_CHALLENGE_:
Leave out the pictures and restate the rest of the data exactly.

Rows from a dataset:
........

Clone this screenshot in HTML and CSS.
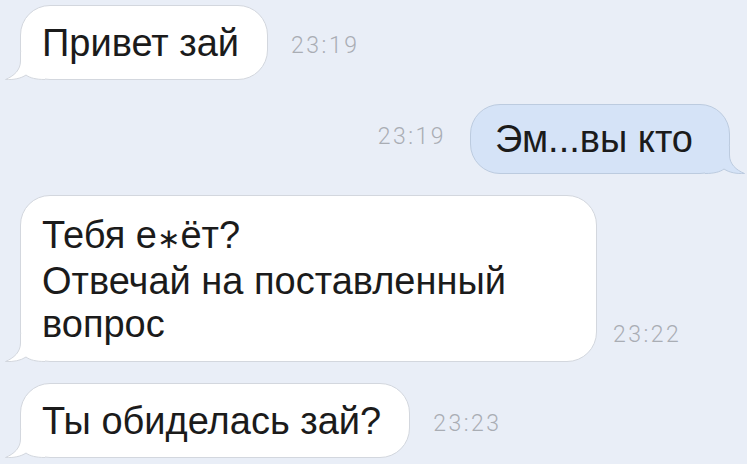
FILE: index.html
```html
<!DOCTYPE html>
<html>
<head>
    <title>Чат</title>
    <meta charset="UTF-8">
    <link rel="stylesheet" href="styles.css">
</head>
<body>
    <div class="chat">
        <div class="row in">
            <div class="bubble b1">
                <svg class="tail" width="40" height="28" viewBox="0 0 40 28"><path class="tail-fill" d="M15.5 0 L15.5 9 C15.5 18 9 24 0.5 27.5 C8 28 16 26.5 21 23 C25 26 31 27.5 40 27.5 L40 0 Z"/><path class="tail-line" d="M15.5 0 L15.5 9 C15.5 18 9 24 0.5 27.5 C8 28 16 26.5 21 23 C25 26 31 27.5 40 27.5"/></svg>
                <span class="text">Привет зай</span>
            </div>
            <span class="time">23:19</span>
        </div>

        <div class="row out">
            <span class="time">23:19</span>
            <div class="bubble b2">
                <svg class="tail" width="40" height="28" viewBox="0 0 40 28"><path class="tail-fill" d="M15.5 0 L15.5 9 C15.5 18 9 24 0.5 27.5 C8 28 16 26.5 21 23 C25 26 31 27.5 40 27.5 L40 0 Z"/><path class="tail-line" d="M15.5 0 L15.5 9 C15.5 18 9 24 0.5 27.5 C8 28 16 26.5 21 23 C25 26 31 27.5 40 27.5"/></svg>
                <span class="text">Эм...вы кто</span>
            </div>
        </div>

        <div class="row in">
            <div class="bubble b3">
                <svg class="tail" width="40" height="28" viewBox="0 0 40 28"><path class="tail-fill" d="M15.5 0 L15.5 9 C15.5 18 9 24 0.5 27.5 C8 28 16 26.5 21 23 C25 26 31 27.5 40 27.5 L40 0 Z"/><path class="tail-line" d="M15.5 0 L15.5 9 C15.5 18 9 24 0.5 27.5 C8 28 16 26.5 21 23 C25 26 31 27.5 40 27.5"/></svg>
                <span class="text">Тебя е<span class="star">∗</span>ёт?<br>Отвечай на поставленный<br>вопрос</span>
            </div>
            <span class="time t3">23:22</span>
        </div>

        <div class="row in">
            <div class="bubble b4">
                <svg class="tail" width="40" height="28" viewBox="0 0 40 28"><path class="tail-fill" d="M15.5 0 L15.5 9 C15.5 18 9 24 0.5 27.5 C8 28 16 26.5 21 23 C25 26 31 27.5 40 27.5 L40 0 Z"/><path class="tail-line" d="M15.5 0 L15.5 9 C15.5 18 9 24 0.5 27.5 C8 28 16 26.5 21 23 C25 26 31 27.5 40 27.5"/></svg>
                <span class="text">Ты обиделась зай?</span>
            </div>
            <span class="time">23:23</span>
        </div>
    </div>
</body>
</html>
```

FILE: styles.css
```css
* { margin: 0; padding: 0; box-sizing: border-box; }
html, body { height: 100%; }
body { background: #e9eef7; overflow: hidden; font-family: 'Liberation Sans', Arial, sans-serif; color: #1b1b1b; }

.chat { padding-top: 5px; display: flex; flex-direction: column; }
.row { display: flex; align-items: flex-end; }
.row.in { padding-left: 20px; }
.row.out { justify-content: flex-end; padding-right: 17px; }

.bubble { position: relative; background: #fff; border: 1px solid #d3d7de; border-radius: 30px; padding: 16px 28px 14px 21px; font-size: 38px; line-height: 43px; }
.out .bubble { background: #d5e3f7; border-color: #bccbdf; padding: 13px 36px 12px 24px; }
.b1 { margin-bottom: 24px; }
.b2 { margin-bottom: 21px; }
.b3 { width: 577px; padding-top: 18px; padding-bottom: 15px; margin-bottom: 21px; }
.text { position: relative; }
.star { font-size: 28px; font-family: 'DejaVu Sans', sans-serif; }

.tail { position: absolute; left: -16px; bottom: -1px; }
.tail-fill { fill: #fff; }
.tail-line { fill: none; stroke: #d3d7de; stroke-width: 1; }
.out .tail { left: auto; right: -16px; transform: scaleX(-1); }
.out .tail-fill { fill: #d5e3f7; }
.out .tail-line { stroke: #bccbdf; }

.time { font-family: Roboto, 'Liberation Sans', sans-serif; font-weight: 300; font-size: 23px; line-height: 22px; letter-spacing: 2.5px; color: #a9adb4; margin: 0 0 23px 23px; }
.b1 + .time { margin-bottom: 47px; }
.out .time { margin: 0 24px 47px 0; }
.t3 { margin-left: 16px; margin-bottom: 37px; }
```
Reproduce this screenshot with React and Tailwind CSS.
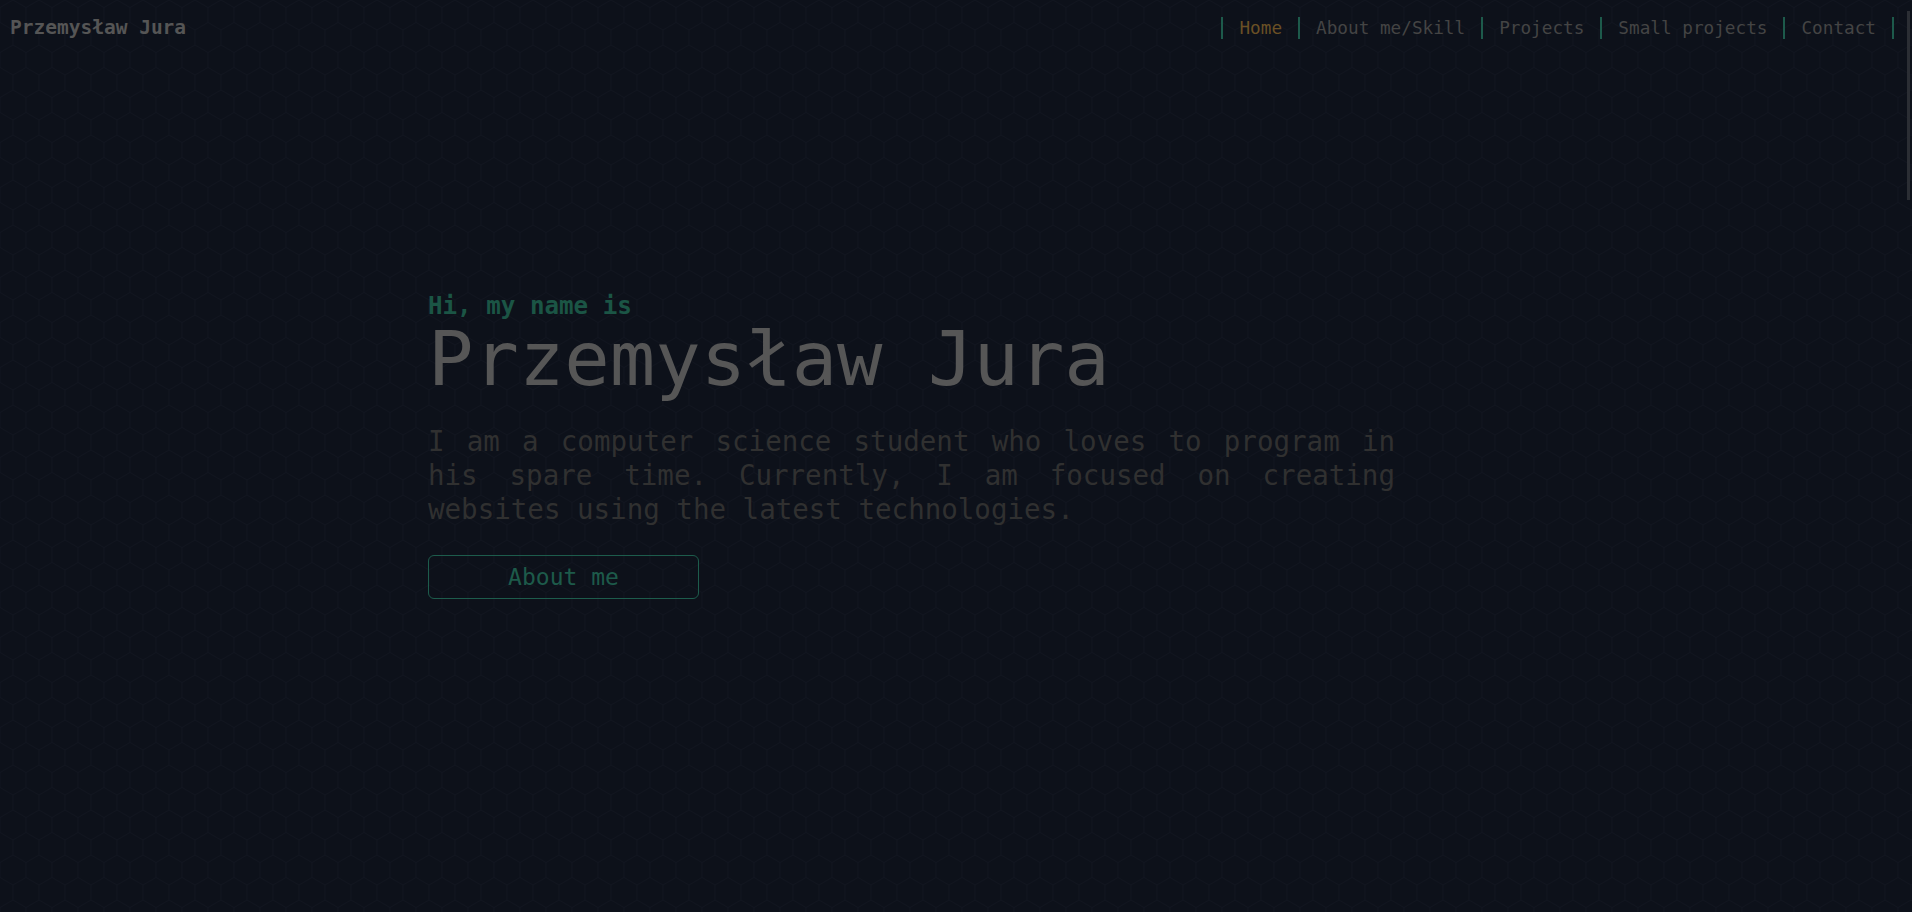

........

_EXERCISE OUTPUT_:
Clone this screenshot in HTML and CSS.
FILE: index.html
```html
<!DOCTYPE html>
<html>
<head>
    <title>Чат</title>
    <meta charset="UTF-8">
    <link rel="stylesheet" href="styles.css">
</head>
<body>
    <div class="chat">
        <div class="row in">
            <div class="bubble b1">
                <svg class="tail" width="40" height="28" viewBox="0 0 40 28"><path class="tail-fill" d="M15.5 0 L15.5 9 C15.5 18 9 24 0.5 27.5 C8 28 16 26.5 21 23 C25 26 31 27.5 40 27.5 L40 0 Z"/><path class="tail-line" d="M15.5 0 L15.5 9 C15.5 18 9 24 0.5 27.5 C8 28 16 26.5 21 23 C25 26 31 27.5 40 27.5"/></svg>
                <span class="text">Привет зай</span>
            </div>
            <span class="time">23:19</span>
        </div>

        <div class="row out">
            <span class="time">23:19</span>
            <div class="bubble b2">
                <svg class="tail" width="40" height="28" viewBox="0 0 40 28"><path class="tail-fill" d="M15.5 0 L15.5 9 C15.5 18 9 24 0.5 27.5 C8 28 16 26.5 21 23 C25 26 31 27.5 40 27.5 L40 0 Z"/><path class="tail-line" d="M15.5 0 L15.5 9 C15.5 18 9 24 0.5 27.5 C8 28 16 26.5 21 23 C25 26 31 27.5 40 27.5"/></svg>
                <span class="text">Эм...вы кто</span>
            </div>
        </div>

        <div class="row in">
            <div class="bubble b3">
                <svg class="tail" width="40" height="28" viewBox="0 0 40 28"><path class="tail-fill" d="M15.5 0 L15.5 9 C15.5 18 9 24 0.5 27.5 C8 28 16 26.5 21 23 C25 26 31 27.5 40 27.5 L40 0 Z"/><path class="tail-line" d="M15.5 0 L15.5 9 C15.5 18 9 24 0.5 27.5 C8 28 16 26.5 21 23 C25 26 31 27.5 40 27.5"/></svg>
                <span class="text">Тебя е<span class="star">∗</span>ёт?<br>Отвечай на поставленный<br>вопрос</span>
            </div>
            <span class="time t3">23:22</span>
        </div>

        <div class="row in">
            <div class="bubble b4">
                <svg class="tail" width="40" height="28" viewBox="0 0 40 28"><path class="tail-fill" d="M15.5 0 L15.5 9 C15.5 18 9 24 0.5 27.5 C8 28 16 26.5 21 23 C25 26 31 27.5 40 27.5 L40 0 Z"/><path class="tail-line" d="M15.5 0 L15.5 9 C15.5 18 9 24 0.5 27.5 C8 28 16 26.5 21 23 C25 26 31 27.5 40 27.5"/></svg>
                <span class="text">Ты обиделась зай?</span>
            </div>
            <span class="time">23:23</span>
        </div>
    </div>
</body>
</html>
```

FILE: styles.css
```css
* { margin: 0; padding: 0; box-sizing: border-box; }
html, body { height: 100%; }
body { background: #e9eef7; overflow: hidden; font-family: 'Liberation Sans', Arial, sans-serif; color: #1b1b1b; }

.chat { padding-top: 5px; display: flex; flex-direction: column; }
.row { display: flex; align-items: flex-end; }
.row.in { padding-left: 20px; }
.row.out { justify-content: flex-end; padding-right: 17px; }

.bubble { position: relative; background: #fff; border: 1px solid #d3d7de; border-radius: 30px; padding: 16px 28px 14px 21px; font-size: 38px; line-height: 43px; }
.out .bubble { background: #d5e3f7; border-color: #bccbdf; padding: 13px 36px 12px 24px; }
.b1 { margin-bottom: 24px; }
.b2 { margin-bottom: 21px; }
.b3 { width: 577px; padding-top: 18px; padding-bottom: 15px; margin-bottom: 21px; }
.text { position: relative; }
.star { font-size: 28px; font-family: 'DejaVu Sans', sans-serif; }

.tail { position: absolute; left: -16px; bottom: -1px; }
.tail-fill { fill: #fff; }
.tail-line { fill: none; stroke: #d3d7de; stroke-width: 1; }
.out .tail { left: auto; right: -16px; transform: scaleX(-1); }
.out .tail-fill { fill: #d5e3f7; }
.out .tail-line { stroke: #bccbdf; }

.time { font-family: Roboto, 'Liberation Sans', sans-serif; font-weight: 300; font-size: 23px; line-height: 22px; letter-spacing: 2.5px; color: #a9adb4; margin: 0 0 23px 23px; }
.b1 + .time { margin-bottom: 47px; }
.out .time { margin: 0 24px 47px 0; }
.t3 { margin-left: 16px; margin-bottom: 37px; }
```
Reproduce this screenshot with React and Tailwind CSS.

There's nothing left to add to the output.